First Amendment to Equipment Purchase and Sale Agreement between Mawson Infrastructure Group Inc. (the Company), Cosmos Infrastructure, LLC, and CleanSpark GLP, LLC, dated October 21, 2022
Exhibit 10.1
FIRST AMENDMENT TO EQUIPMENT PURCHASE AND SALE AGREEMENT
This First Amendment to Equipment Purchase and Sale Agreement (this “Amendment”) is effective as of October 21, 2022 (the “Effective Date”), by and among CLEANSPARK GLP, LLC, a Georgia limited liability company (“Buyer”), COSMOS INFRASTRUCTURE, LLC, a Delaware limited liability company (“Seller”), and MAWSON INFRASTRUCTURE GROUP, INC., a Delaware corporation (“MIG”).
RECITALS
A. Seller, Purchaser and Parent have entered into that certain Equipment Purchase and Sale Agreement dated September 8, 2022 (the “Agreement”) and that certain Bill of Sale of the same date (“Bill of Sale”); and
B. Seller, Purchaser and Parent agree as follows and desire to amend the Agreement pursuant to the terms and conditions of this Amendment.
NOW, THEREFORE, in consideration of the foregoing premises and the mutual covenants and conditions set forth below, and for other good and valuable consideration, the receipt and sufficiency of which are hereby acknowledged, the parties agree as follows:
1. Definitions. Unless otherwise defined in this Amendment, all capitalized terms herein shall have the meanings ascribed to them in the Agreement.
2. Consideration. The parties agree that the consideration for this Amendment consists of the mutual benefits arising from the modifications set out below.
3. Terahash Warranty (Agreement Section 4.9). The parties agree that testing was undertaken in accordance with Section 4.9 of the Agreement, and agree that the Actual Hashrate was determined to be 530,467.89, which is more than 1% less than the Guaranteed Hashrate. Notwithstanding anything to the contrary in the EPSA, the parties hereby agree as follows (i) to reduce the purchase price to Nine Million, Seventeen Thousand, Nine Hundred and Fifty-Four Dollars and Twenty-Two cents ($9,017,954.22) in cash (“Reduced Purchase Price”); and (ii) that the Reduced Purchase Price be paid in three (3) payments, as follows: (X) Two Million Dollars ($2,000,000.00) due and payable on Friday, October 21, 2022; and (Y) One Million Dollars ($1,000,000.00) due and payable on Friday, October 28, 2022; and (Z) the remainder (being Six Million, Seventeen Thousand, Nine Hundred and Fifty-Four Dollars and Twenty-Two cents ($6,017,954.22)) due and payable on Tuesday, November 1, 2022.
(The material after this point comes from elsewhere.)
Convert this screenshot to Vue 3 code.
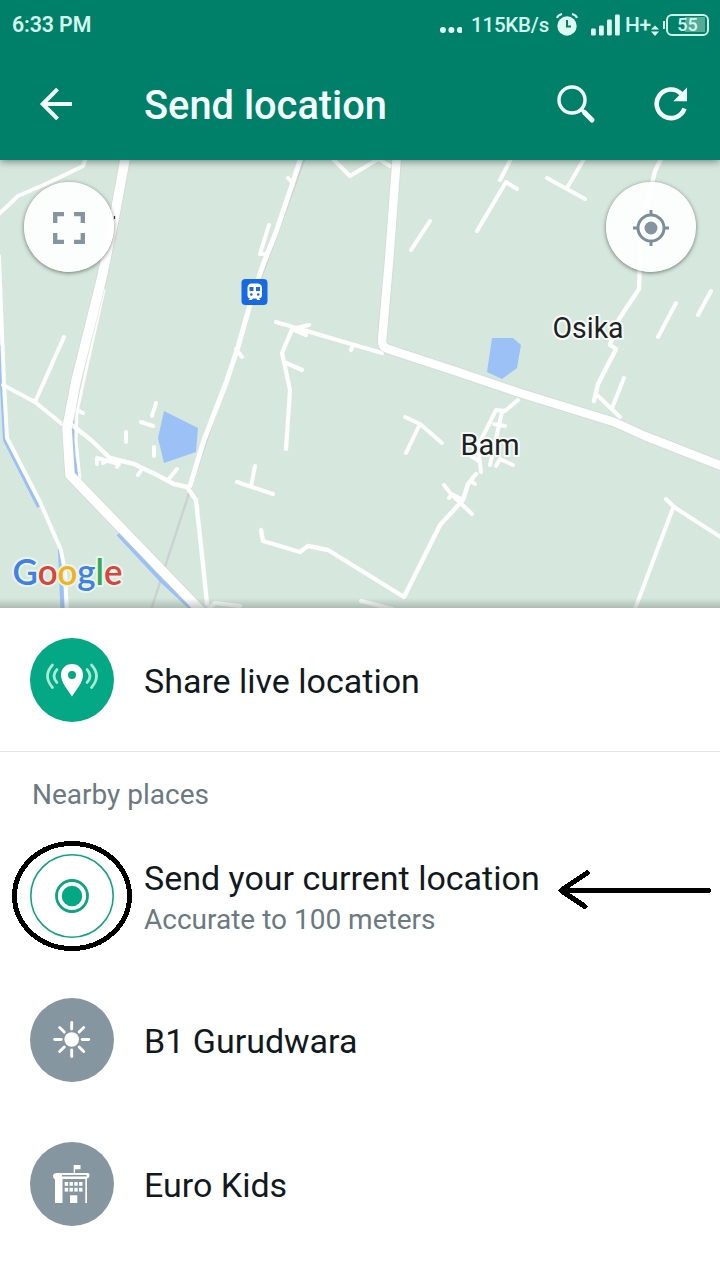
<script setup>
const arterials = [
  { d: 'M126 154 L115 214 L102 277 L76 381 L67 428 L70 475 L124 531 L202 612', w: 9.5 },
  { d: 'M397 154 L389 261 L382 341 Q382 347 388 349 L455 371 L520 393 L614 422 L645 436 L724 467', w: 8.5 },
]
const roads = [
  { d: 'M302 154 L292 185 L276 232 L263 265 L253 294 L238 347 L226 383 L204 440 L190 486', w: 5 },
  { d: 'M288 178 L293 183 M269 225 L260 254 L266 254 M236 349 L242 357', w: 4 },
  { d: 'M87 155 L83 166 L48 183 L18 196 L-2 215', w: 4 },
  { d: 'M-1 256 L4 385 L7 438 L40 502 L61 550 L65 572 L67 610', w: 4 },
  { d: 'M3 385 L35 402 L62 424 M35 402 L64 337', w: 4 },
  { d: 'M104 290 L87 366 L77 412 L76 440 L80 480', w: 3 },
  { d: 'M72 425 L91 440 L110 458 L134 464 L155 474 L174 484 L187 487 L196 500 L202 555 L207 604', w: 4.4 },
  { d: 'M75 409 L83 413 M97 464 L97 458 L119 464 M103 463 L110 459 M117 467 L119 463 M138 475 L142 469 M168 480 L177 469', w: 4 },
  { d: 'M156 403 L152 416 M141 422 L153 426 M126 432 L126 442 M154 447 L154 456', w: 4 },
  { d: 'M205 612 L215 603 L240 606', w: 4 },
  { d: 'M332 158 L350 176 L375 161 L379 159 L390 166', w: 4 },
  { d: 'M430 221 L411 250', w: 4 },
  { d: 'M512 157 L500 180 M506 182 L477 231 M506 182 L517 189', w: 4 },
  { d: 'M547 178 L585 199 M567 188 L584 159', w: 4 },
  { d: 'M662 157 L655 171 L641 230 L639 289 L619 319 L610 345 L616 349 L598 384 L594 401', w: 4.4 },
  { d: 'M596 394 L620 417 M612 408 L624 378', w: 4 },
  { d: 'M676 303 L658 337 M711 291 L698 315', w: 4 },
  { d: 'M276 322 L382 353 M309 325 L292 329 L306 335 M293 327 L282 353 L290 390 L286 449 M284 362 L302 370 M353 345 L351 350', w: 4.2 },
  { d: 'M405 417 L420 424 L442 443 M419 426 L406 453', w: 4 },
  { d: 'M255 466 L251 486 M237 482 L273 494', w: 4 },
  { d: 'M261 530 L263 541 L300 552 L308 546 L328 550 L404 597 L440 525 L463 500 L468 484 L476 474', w: 4.4 },
  { d: 'M444 485 L451 494 L472 514 M449 498 L452 494 L463 500 M471 481 L475 484', w: 4 },
  { d: 'M518 400 L505 411 L496 410 L484 434 L478 445 L481 472 M502 412 L490 465 M494 424 L505 426 M496 466 L500 459 L513 465 M470 455 L480 462', w: 4 },
  { d: 'M361 601 L392 609', w: 4 },
  { d: 'M666 499 L674 507 L722 538 M673 508 L635 609', w: 4 },
]
const water = [
  'M1 345 L2 385 L5 440 L39 507',
  'M72 420 L73 455 L77 477',
  'M60 549 L62.500 612',
  'M118 534 L162 581 L193 610',
]
const bars = [7, 10, 16, 21]
const rays = [0, 45, 90, 135, 180, 225, 270, 315]
const windows = [0, 1, 2, 3]
</script>

<template>
  <main class="screen">
    <header class="header">
      <div class="status">
        <span class="time">6:33 PM</span>
        <div class="status-right">
          <svg class="dots" width="22" height="26" viewBox="0 0 22 26"><circle v-for="i in 3" :key="i" :cx="i * 8.5 - 5.6" cy="18" r="3" /></svg>
          <span class="speed">115KB/s</span>
          <svg class="alarm" width="22" height="26" viewBox="0 0 22 26">
            <circle cx="11" cy="14" r="9.700" />
            <path class="bell" d="M1 6 Q2 3 6 2 M21 6 Q20 3 16 2" />
            <path class="hand" d="M11 8 V14.5 H15" />
          </svg>
          <svg class="signal" width="29" height="26" viewBox="0 0 29 26">
            <rect v-for="(h, i) in bars" :key="h" :x="i * 8" :y="23.5 - h" width="4.800" :height="h" rx="1.2" />
          </svg>
          <span class="net">H+</span>
          <svg class="updown" width="8" height="26" viewBox="0 0 8 26"><path d="M0 17.5 L4 13.5 L8 17.5 Z M0 19.5 H8 L4 24 Z" /></svg>
          <div class="battery"><span>55</span></div>
        </div>
      </div>
      <div class="toolbar">
        <svg class="back" width="34" height="34" viewBox="0 0 34 34"><path d="M33 17 H4 M18.5 2.2 L3.7 17 L18.5 31.8" /></svg>
        <h1>Send location</h1>
        <svg class="search" width="40" height="40" viewBox="0 0 40 40">
          <circle cx="15" cy="15" r="13" />
          <path class="neck" d="M24 24 L28 28" /><path class="grip" d="M27.5 27.5 L35 35" />
        </svg>
        <svg class="refresh" width="36" height="36" viewBox="0 0 36 36">
          <path class="arc" d="M31.5 22.500 A14.3 14.3 0 1 1 28 7.600" />
          <path class="tip" d="M34 1.5 V15.2 H20.3 Z" />
        </svg>
      </div>
    </header>

    <section class="map">
      <svg class="canvas" width="720" height="448" viewBox="0 160 720 448">
        <path class="rail" d="M304 160 L255 294 L191 487 L151 610" />
        <path v-for="d in water" :key="d" class="stream" :d="d" />
        <path class="lake" d="M164 411 L198 428 L196 452 L164 463 L158 438 Z" />
        <path class="lake" d="M492 338 H513 L521 345 L517 368 L502 379 L487 372 Z" />
        <path v-for="r in roads" :key="r.d" class="road" :d="r.d" :stroke-width="r.w" />
        <g v-for="r in arterials" :key="r.d">
          <path class="casing" :d="r.d" :stroke-width="r.w + 2" />
          <path class="road main" :d="r.d" :stroke-width="r.w" />
        </g>
        <rect x="241.5" y="279" width="26" height="26" rx="4" fill="#176ae0" />
        <path fill="#fff" d="M251 283.500 H258 Q262 284 262 288 V295 Q262 298 259 298.500 L260.500 300 H257.500 L256 298.500 H253 L251.500 300 H248.500 L250 298.500 Q247.500 298 247.500 295 V288 Q247.500 284 251 283.500 Z" />
        <path fill="#176ae0" d="M249.500 287 H253.500 V291 H249.500 Z M256 287 H260 V291 H256 Z" />
        <circle cx="251.300" cy="294.500" r="1.300" fill="#176ae0" /><circle cx="258.200" cy="294.500" r="1.300" fill="#176ae0" />
        <text class="place" x="552.500" y="338" textLength="71" lengthAdjust="spacingAndGlyphs">Osika</text>
        <text class="place" x="460.500" y="455" textLength="59" lengthAdjust="spacingAndGlyphs">Bam</text>
        <text class="google" x="12.500" y="585" textLength="110" lengthAdjust="spacingAndGlyphs"><tspan fill="#4180e4">G</tspan><tspan fill="#db4437">o</tspan><tspan fill="#efb41c">o</tspan><tspan fill="#4180e4">g</tspan><tspan fill="#3aa757">l</tspan><tspan fill="#db4437">e</tspan></text>
        <path d="M114.500 216 V219" stroke="#333" stroke-width="1.200" />
      </svg>
      <button class="fab left" aria-label="Full screen">
        <svg width="32" height="32" viewBox="0 0 32 32"><path d="M11 2.200 H2.200 V11 M21 2.200 H29.800 V11 M11 29.800 H2.200 V21 M21 29.800 H29.800 V21" /></svg>
      </button>
      <button class="fab right" aria-label="My location">
        <svg width="36" height="36" viewBox="0 0 36 36">
          <circle class="ring" cx="18" cy="18" r="13" /><circle class="core" cx="18" cy="18" r="6.500" />
          <path class="ticks" d="M18 0 V5 M18 31 V36 M0 18 H5 M31 18 H36" />
        </svg>
      </button>
    </section>

    <section class="row share">
      <svg class="avatar" width="84" height="84" viewBox="0 0 84 84">
        <circle cx="42" cy="42" r="42" fill="#05a884" />
        <path fill="#fff" fill-rule="evenodd" d="M42 26 C35.500 26 31 30.700 31 37 C31 44.500 38 52 42 58.500 C46 52 53 44.500 53 37 C53 30.700 48.500 26 42 26 Z M42 33 A4 4 0 1 1 42 41 A4 4 0 1 1 42 33 Z" />
        <path class="waves" d="M27 31.500 Q21 38 27 44.500 M22.500 27 Q12.500 38 22.500 49.500 M57 31.500 Q63 38 57 44.500 M61.500 27 Q71.500 38 61.500 49.500" />
      </svg>
      <span class="name">Share live location</span>
    </section>

    <h2>Nearby places</h2>

    <section class="row current">
      <svg class="avatar" width="84" height="84" viewBox="0 0 84 84">
        <g fill="none" stroke="#10a37f"><circle cx="42" cy="42" r="41.200" stroke-width="1.600" /><circle cx="42" cy="42" r="15.500" stroke-width="2.800" /></g>
        <circle cx="42" cy="42" r="10.300" fill="#05a884" />
      </svg>
      <div class="labels">
        <span class="name">Send your current location</span>
        <span class="detail">Accurate to 100 meters</span>
      </div>
      <svg class="marks" width="720" height="144" viewBox="0 824 720 144">
        <ellipse cx="72" cy="896" rx="57.500" ry="52.500" />
        <path d="M708.500 890.500 H562 M587 873 L561 890.500 L585 906.500" stroke-linejoin="round" />
      </svg>
    </section>

    <section class="row">
      <svg class="avatar" width="84" height="84" viewBox="0 0 84 84">
        <circle cx="42" cy="42" r="42" fill="#8696a0" />
        <circle cx="41.700" cy="41.500" r="7.300" fill="#fff" />
        <path v-for="a in rays" :key="a" class="ray" d="M41.700 31 V24.500" :transform="`rotate(${a} 41.7 41.5)`" />
      </svg>
      <span class="name">B1 Gurudwara</span>
    </section>

    <section class="row">
      <svg class="avatar" width="84" height="84" viewBox="0 0 84 84">
        <circle cx="42" cy="42" r="42" fill="#8696a0" />
        <g fill="#fff">
          <path d="M43.700 23 H50.500 V27.300 H45 V31 H58 Q59.500 31 59.500 33 Q59.500 36 57 36.500 V61 H55.300 V37 H32.500 V61 H25 V37.500 Q23 36.500 23 34 Q23 31 27 31 H43.700 Z" />
          <rect x="40" y="53.300" width="7.300" height="7.700" />
          <g v-for="i in windows" :key="i"><rect :x="34.700 + i * 4.800" y="40" width="3.400" height="3.800" /><rect :x="34.700 + i * 4.800" y="45.800" width="3.400" height="3.800" /></g>
        </g>
        <path d="M32 33.700 H56.500" stroke="#8696a0" stroke-width="1.500" />
      </svg>
      <span class="name">Euro Kids</span>
    </section>
  </main>
</template>

<style>
body { margin: 0; background: #fff; }
</style>

<style scoped>
.screen { width: 720px; height: 1280px; overflow: hidden; background: #fff; font-family: Roboto, "Liberation Sans", sans-serif; }
.header { position: relative; z-index: 1; height: 160px; background: #018069; box-shadow: 0 1px 8px rgba(0, 0, 0, .5); color: #f5fffd; }
.status { height: 49px; display: flex; align-items: center; justify-content: space-between; padding: 0 11px 0 12px; box-sizing: border-box; font-weight: 500; font-size: 22px; color: #d4f7ee; }
.time { font-weight: 600; font-size: 21.300px; letter-spacing: -.1px; }
.status-right { display: flex; align-items: center; }
.status svg { fill: #dffaf3; flex: none; }
.speed { margin-left: 9px; width: 77px; font-size: 20.500px; white-space: nowrap; letter-spacing: -.2px; }
.alarm { margin-left: 8px; }
.alarm path { fill: none; stroke: #dffaf3; stroke-width: 2; }
.alarm .hand { stroke: #018069; }
.signal { margin-left: 13px; }
.net { margin-left: 5px; width: 25px; font-size: 21px; white-space: nowrap; letter-spacing: -.4px; }
.updown { margin-left: 1px; }
.battery { position: relative; margin-left: 7px; width: 43px; height: 22px; box-sizing: border-box; border: 2px solid #cdf3e9; border-radius: 6px; background: linear-gradient(#55ab98, #55ab98) right 2px center / 20px 15px no-repeat; display: flex; align-items: center; justify-content: center; font-size: 18px; }
.battery::before { content: ''; position: absolute; left: -5px; top: 5px; width: 2px; height: 8px; background: #cdf3e9; }
.toolbar { height: 111px; display: flex; align-items: center; padding: 0 31px 0 39px; }
.toolbar svg { flex: none; fill: none; stroke: #f4fffc; }
.back { stroke-width: 4; margin-bottom: 1px; }
h1 { margin: 3px auto 0 71px; font-size: 39.800px; font-weight: 500; line-height: 48px; white-space: nowrap; }
.search { margin-right: 56px; stroke-width: 3.4; }
.search .grip { stroke-width: 5; stroke-linecap: round; }
.refresh { stroke-width: 4.600; margin-bottom: 1px; }
.refresh .tip { fill: #f4fffc; stroke: none; }

.map { position: relative; height: 448px; background: #d6e8de; }
.map::after { content: ''; position: absolute; left: 0; right: 0; bottom: 0; height: 10px; background: linear-gradient(rgba(100, 115, 108, 0), rgba(100, 115, 108, .38)); }
.canvas { display: block; }
.road { fill: none; stroke: #fdfefd; stroke-linejoin: round; stroke-linecap: round; }
.main { stroke: #fff; }
.casing { fill: none; stroke: #c8cfcf; stroke-opacity: .35; stroke-linejoin: round; }
.rail { fill: none; stroke: #cbd3d2; stroke-width: 2.500; }
.stream { fill: none; stroke: #9bc0f5; stroke-width: 4; }
.lake { fill: #9cc1f7; }
.place { font-size: 29px; fill: #1d2124; stroke: #f5faf7; stroke-width: 4px; paint-order: stroke; stroke-linejoin: round; }
.google { font-family: Lato, sans-serif; font-size: 36px; font-weight: 600; stroke: #eaf5ef; stroke-width: 4px; paint-order: stroke; stroke-linejoin: round; }
.fab { position: absolute; top: 22px; width: 90px; height: 90px; padding: 0; border: 0; border-radius: 50%; background: rgba(255, 255, 255, .92); box-shadow: 0 1px 4px rgba(0, 0, 0, .5); display: flex; align-items: center; justify-content: center; }
.fab svg { fill: none; stroke: #8494a0; stroke-width: 4.300; margin-top: 2px; }
.left { left: 24px; }
.right { left: 606px; }
.fab .ring { stroke: #7d8e9b; stroke-width: 3; }
.fab .ticks { stroke: #7d8e9b; stroke-width: 3; }
.fab .core { fill: #8494a0; stroke: none; }

.row { position: relative; height: 144px; box-sizing: border-box; display: flex; align-items: center; gap: 30px; padding: 0 30px; }
.share { box-shadow: inset 0 -1px #e2e4e5; }
.avatar { flex: none; }
.waves { fill: none; stroke: #a9ecd6; stroke-width: 2.700; stroke-linecap: round; }
.ray { stroke: #fff; stroke-width: 2.900; stroke-linecap: round; }
.name { font-size: 34px; line-height: 40px; color: #12191e; white-space: nowrap; margin-top: 1px; }
h2 { margin: 0; height: 72px; box-sizing: border-box; padding: 26px 32px 0; font-size: 28px; line-height: 33px; font-weight: 400; color: #6b7981; }
.labels { display: flex; flex-direction: column; }
.detail { font-size: 28px; line-height: 33px; margin-top: 5px; color: #6b7981; white-space: nowrap; }
.marks { position: absolute; left: 0; top: 0; fill: none; stroke: #000; stroke-width: 5; stroke-linecap: round; shape-rendering: crispEdges; }
</style>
4. Exhibit A. The parties agree to execute a new Bill of Sale, in the form of Exhibit A as attached hereto.
5. Schedules. Schedule 1 of the Agreement is deleted in its entirety and replaced with Schedule 1 attached hereto.
6. Binding Agreement. All of the terms and provisions of this Amendment shall be binding upon each party hereto and their respective successors and assigns, and shall inure to the benefit of each party hereto and their respective successors and assigns.
7. Counterparts. This Amendment may be executed in multiple counterparts and transmitted by facsimile, by electronic mail in portable document format (“PDF”) form or by any other electronic means intended to preserve the original graphic and pictorial appearance of a party’s signature, with each such counterpart, facsimile or PDF signature constituting an original and all of which together constituting one and the same original.
8. Authority. The undersigned warrants that the individual executing this Amendment on behalf of such party has the requisite authority to execute this Amendment and to bind such party to all the provisions of this Amendment.
9. Continuing Validity. Except as expressly modified by this Amendment, the terms and conditions of the Agreement will remain unchanged and in full force and effect, and are expressly incorporated by reference in this Amendment. In the event of a conflict between the terms of this Amendment and the Agreement, the terms of this Amendment will prevail.